### TO DO:
Repeat the material verbatim. Images are excluded from the copy.
** Begin **
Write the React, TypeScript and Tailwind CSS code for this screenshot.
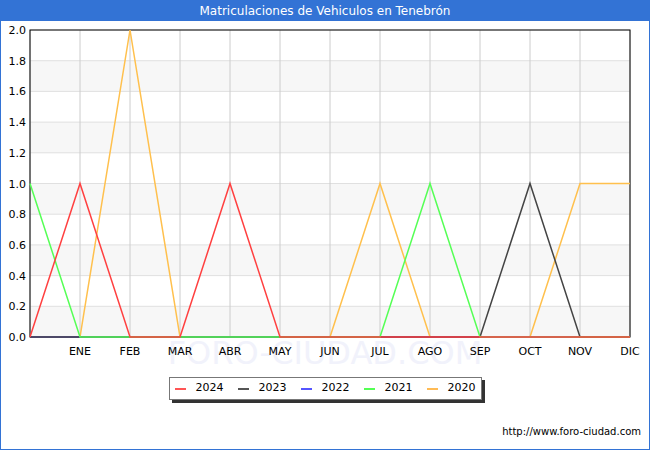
export default function App() {
  const X = (i: number) => 30 + 50 * i;
  const Y = (v: number) => 337 - v * 153.5;
  const series: [string, number[]][] = [
    ["#ffc04d", [0, 0, 2, 0, 0, 0, 0, 1, 0, 0, 0, 1, 1]],
    ["#4040ff", [0, 0, 0, 0, 0, 0, 0, 0, 0, 0, 0, 0, 0]],
    ["#444444", [0, 0, 0, 0, 0, 0, 0, 0, 0, 0, 1, 0, 0]],
    ["#55ff55", [1, 0, 0, 0, 0, 0, 0, 0, 1, 0, 0, 0, 0]],
    ["#ff4040", [0, 1, 0, 0, 1, 0, 0, 0, 0, 0, 0, 0, 0]],
  ];
  const months = ["ENE", "FEB", "MAR", "ABR", "MAY", "JUN", "JUL", "AGO", "SEP", "OCT", "NOV", "DIC"];
  const legend: [string, string][] = [
    ["#ff5555", "2024"],
    ["#555555", "2023"],
    ["#5555ff", "2022"],
    ["#55ff55", "2021"],
    ["#ffbb55", "2020"],
  ];
  return (
    <div className="w-[650px] h-[450px] bg-white border border-[#3373d5] border-t-0 flex flex-col text-black" style={{ fontFamily: '"DejaVu Sans", sans-serif' }}>
      <div className="h-[21px] bg-[#3373d5] text-white text-[12px] flex items-center justify-center -mx-px">Matriculaciones de Vehiculos en Tenebrón</div>
      <svg width="648" height="350" viewBox="1 21 648 350" className="block">
        <text x={325} y={364} textAnchor="middle" fontSize="32" fill="#f1f2fb" fontFamily="DejaVu Sans">FORO-CIUDAD.COM</text>
        {[0, 1, 2, 3, 4, 5, 6, 7, 8, 9].map((k) =>
          k % 2 === 0 ? <rect key={k} x={30} y={Y((k + 1) * 0.2)} width={600} height={30.7} fill="#f7f7f7" /> : null
        )}
        {Array.from({ length: 11 }, (_, k) => (
          <line key={"h" + k} x1={30} x2={630} y1={Y(k * 0.2)} y2={Y(k * 0.2)} stroke="#e0e0e0" />
        ))}
        {Array.from({ length: 13 }, (_, i) => (
          <line key={"v" + i} x1={X(i)} x2={X(i)} y1={30} y2={337} stroke="#cccccc" />
        ))}
        <rect x={30} y={30} width={600} height={307} fill="none" stroke="#000" />
        {series.map(([c, d]) => (
          <polyline key={c} points={d.map((v, i) => `${X(i)},${Y(v)}`).join(" ")} fill="none" stroke={c} strokeWidth={1.5} />
        ))}
        {Array.from({ length: 11 }, (_, k) => (
          <text key={"yl" + k} x={26} y={Y(k * 0.2) + 4} textAnchor="end" fontSize="11" fill="#000">{(k * 0.2).toFixed(1)}</text>
        ))}
        {months.map((m, i) => (
          <text key={m} x={X(i + 1)} y={355} textAnchor="middle" fontSize="11" fill="#000">{m}</text>
        ))}
      </svg>
      <div className="flex justify-center mt-[6px]">
        <div className="h-[23px] border border-[#777] bg-white shadow-[3px_3px_0_#333] flex items-center gap-[14px] px-[5px] text-[11px]">
          {legend.map(([c, t]) => (
            <div key={t} className="flex items-center gap-[10px]">
              <span className="w-[11px] h-[2px]" style={{ background: c }} />
              <span>{t}</span>
            </div>
          ))}
        </div>
      </div>
      <div className="mt-auto mb-[10px] mr-[8px] text-right text-[10px]">http://www.foro-ciudad.com</div>
    </div>
  );
}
** End **
### RESULT FOR THIS EXERCISE:
Write the React, TypeScript and Tailwind CSS code for this screenshot.
export default function App() {
  const X = (i: number) => 30 + 50 * i;
  const Y = (v: number) => 337 - v * 153.5;
  const series: [string, number[]][] = [
    ["#ffc04d", [0, 0, 2, 0, 0, 0, 0, 1, 0, 0, 0, 1, 1]],
    ["#4040ff", [0, 0, 0, 0, 0, 0, 0, 0, 0, 0, 0, 0, 0]],
    ["#444444", [0, 0, 0, 0, 0, 0, 0, 0, 0, 0, 1, 0, 0]],
    ["#55ff55", [1, 0, 0, 0, 0, 0, 0, 0, 1, 0, 0, 0, 0]],
    ["#ff4040", [0, 1, 0, 0, 1, 0, 0, 0, 0, 0, 0, 0, 0]],
  ];
  const months = ["ENE", "FEB", "MAR", "ABR", "MAY", "JUN", "JUL", "AGO", "SEP", "OCT", "NOV", "DIC"];
  const legend: [string, string][] = [
    ["#ff5555", "2024"],
    ["#555555", "2023"],
    ["#5555ff", "2022"],
    ["#55ff55", "2021"],
    ["#ffbb55", "2020"],
  ];
  return (
    <div className="w-[650px] h-[450px] bg-white border border-[#3373d5] border-t-0 flex flex-col text-black" style={{ fontFamily: '"DejaVu Sans", sans-serif' }}>
      <div className="h-[21px] bg-[#3373d5] text-white text-[12px] flex items-center justify-center -mx-px">Matriculaciones de Vehiculos en Tenebrón</div>
      <svg width="648" height="350" viewBox="1 21 648 350" className="block">
        <text x={325} y={364} textAnchor="middle" fontSize="32" fill="#f1f2fb" fontFamily="DejaVu Sans">FORO-CIUDAD.COM</text>
        {[0, 1, 2, 3, 4, 5, 6, 7, 8, 9].map((k) =>
          k % 2 === 0 ? <rect key={k} x={30} y={Y((k + 1) * 0.2)} width={600} height={30.7} fill="#f7f7f7" /> : null
        )}
        {Array.from({ length: 11 }, (_, k) => (
          <line key={"h" + k} x1={30} x2={630} y1={Y(k * 0.2)} y2={Y(k * 0.2)} stroke="#e0e0e0" />
        ))}
        {Array.from({ length: 13 }, (_, i) => (
          <line key={"v" + i} x1={X(i)} x2={X(i)} y1={30} y2={337} stroke="#cccccc" />
        ))}
        <rect x={30} y={30} width={600} height={307} fill="none" stroke="#000" />
        {series.map(([c, d]) => (
          <polyline key={c} points={d.map((v, i) => `${X(i)},${Y(v)}`).join(" ")} fill="none" stroke={c} strokeWidth={1.5} />
        ))}
        {Array.from({ length: 11 }, (_, k) => (
          <text key={"yl" + k} x={26} y={Y(k * 0.2) + 4} textAnchor="end" fontSize="11" fill="#000">{(k * 0.2).toFixed(1)}</text>
        ))}
        {months.map((m, i) => (
          <text key={m} x={X(i + 1)} y={355} textAnchor="middle" fontSize="11" fill="#000">{m}</text>
        ))}
      </svg>
      <div className="flex justify-center mt-[6px]">
        <div className="h-[23px] border border-[#777] bg-white shadow-[3px_3px_0_#333] flex items-center gap-[14px] px-[5px] text-[11px]">
          {legend.map(([c, t]) => (
            <div key={t} className="flex items-center gap-[10px]">
              <span className="w-[11px] h-[2px]" style={{ background: c }} />
              <span>{t}</span>
            </div>
          ))}
        </div>
      </div>
      <div className="mt-auto mb-[10px] mr-[8px] text-right text-[10px]">http://www.foro-ciudad.com</div>
    </div>
  );
}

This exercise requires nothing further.